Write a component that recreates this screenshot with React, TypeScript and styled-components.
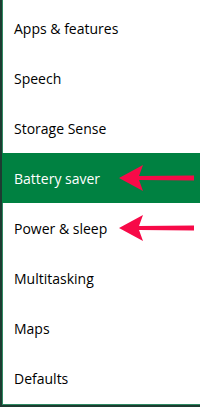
import styled, { createGlobalStyle } from "styled-components";

const GlobalStyle = createGlobalStyle`
  html, body {
    margin: 0;
    padding: 0;
    background: #ffffff;
  }
`;

const Panel = styled.nav`
  position: relative;
  width: 200px;
  height: 407px;
  box-sizing: border-box;
  padding-top: 3px;
  background: #ffffff;
  border-left: 2px solid #1d3b31;
  border-bottom: 2px solid #1d3b31;
  box-shadow: inset 1px -1px 0 #2f8a63;
  font-family: "Open Sans", "Noto Sans", sans-serif;
  overflow: hidden;
`;

const List = styled.ul`
  list-style: none;
  margin: 0;
  padding: 0;
  display: flex;
  flex-direction: column;
`;

const Item = styled.li<{ $active?: boolean }>`
  position: relative;
  display: flex;
  align-items: center;
  height: 50px;
  padding-left: 12px;
  font-size: 14px;
  color: ${(p) => (p.$active ? "#ffffff" : "#000000")};
  background: ${(p) => (p.$active ? "#008141" : "transparent")};
`;

const Arrow = styled.svg`
  position: absolute;
  left: 116px;
  top: 50%;
  width: 78px;
  height: 28px;
  margin-top: -14px;
`;

function PointerArrow() {
  return (
    <Arrow viewBox="0 0 78 28" aria-hidden="true">
      <path
        d="M1 14 L25 1 L21 12 L76 11.5 L76 16.5 L21 16 L25 27 Z"
        fill="#f70a48"
      />
    </Arrow>
  );
}

const items = [
  { label: "Apps & features" },
  { label: "Speech" },
  { label: "Storage Sense" },
  { label: "Battery saver", active: true, arrow: true },
  { label: "Power & sleep", arrow: true },
  { label: "Multitasking" },
  { label: "Maps" },
  { label: "Defaults" },
];

export default function App() {
  return (
    <>
      <GlobalStyle />
      <Panel>
        <List>
          {items.map((item) => (
            <Item key={item.label} $active={item.active}>
              {item.label}
              {item.arrow && <PointerArrow />}
            </Item>
          ))}
        </List>
      </Panel>
    </>
  );
}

_ _ _ _ _ _ _

[OBJECTIVE]: Each line of the material must be retyped exactly, except that images are omitted.

[WRITTEN REPLY]:
Write a component that recreates this screenshot with React, TypeScript and styled-components.
import styled, { createGlobalStyle } from "styled-components";

const GlobalStyle = createGlobalStyle`
  html, body {
    margin: 0;
    padding: 0;
    background: #ffffff;
  }
`;

const Panel = styled.nav`
  position: relative;
  width: 200px;
  height: 407px;
  box-sizing: border-box;
  padding-top: 3px;
  background: #ffffff;
  border-left: 2px solid #1d3b31;
  border-bottom: 2px solid #1d3b31;
  box-shadow: inset 1px -1px 0 #2f8a63;
  font-family: "Open Sans", "Noto Sans", sans-serif;
  overflow: hidden;
`;

const List = styled.ul`
  list-style: none;
  margin: 0;
  padding: 0;
  display: flex;
  flex-direction: column;
`;

const Item = styled.li<{ $active?: boolean }>`
  position: relative;
  display: flex;
  align-items: center;
  height: 50px;
  padding-left: 12px;
  font-size: 14px;
  color: ${(p) => (p.$active ? "#ffffff" : "#000000")};
  background: ${(p) => (p.$active ? "#008141" : "transparent")};
`;

const Arrow = styled.svg`
  position: absolute;
  left: 116px;
  top: 50%;
  width: 78px;
  height: 28px;
  margin-top: -14px;
`;

function PointerArrow() {
  return (
    <Arrow viewBox="0 0 78 28" aria-hidden="true">
      <path
        d="M1 14 L25 1 L21 12 L76 11.5 L76 16.5 L21 16 L25 27 Z"
        fill="#f70a48"
      />
    </Arrow>
  );
}

const items = [
  { label: "Apps & features" },
  { label: "Speech" },
  { label: "Storage Sense" },
  { label: "Battery saver", active: true, arrow: true },
  { label: "Power & sleep", arrow: true },
  { label: "Multitasking" },
  { label: "Maps" },
  { label: "Defaults" },
];

export default function App() {
  return (
    <>
      <GlobalStyle />
      <Panel>
        <List>
          {items.map((item) => (
            <Item key={item.label} $active={item.active}>
              {item.label}
              {item.arrow && <PointerArrow />}
            </Item>
          ))}
        </List>
      </Panel>
    </>
  );
}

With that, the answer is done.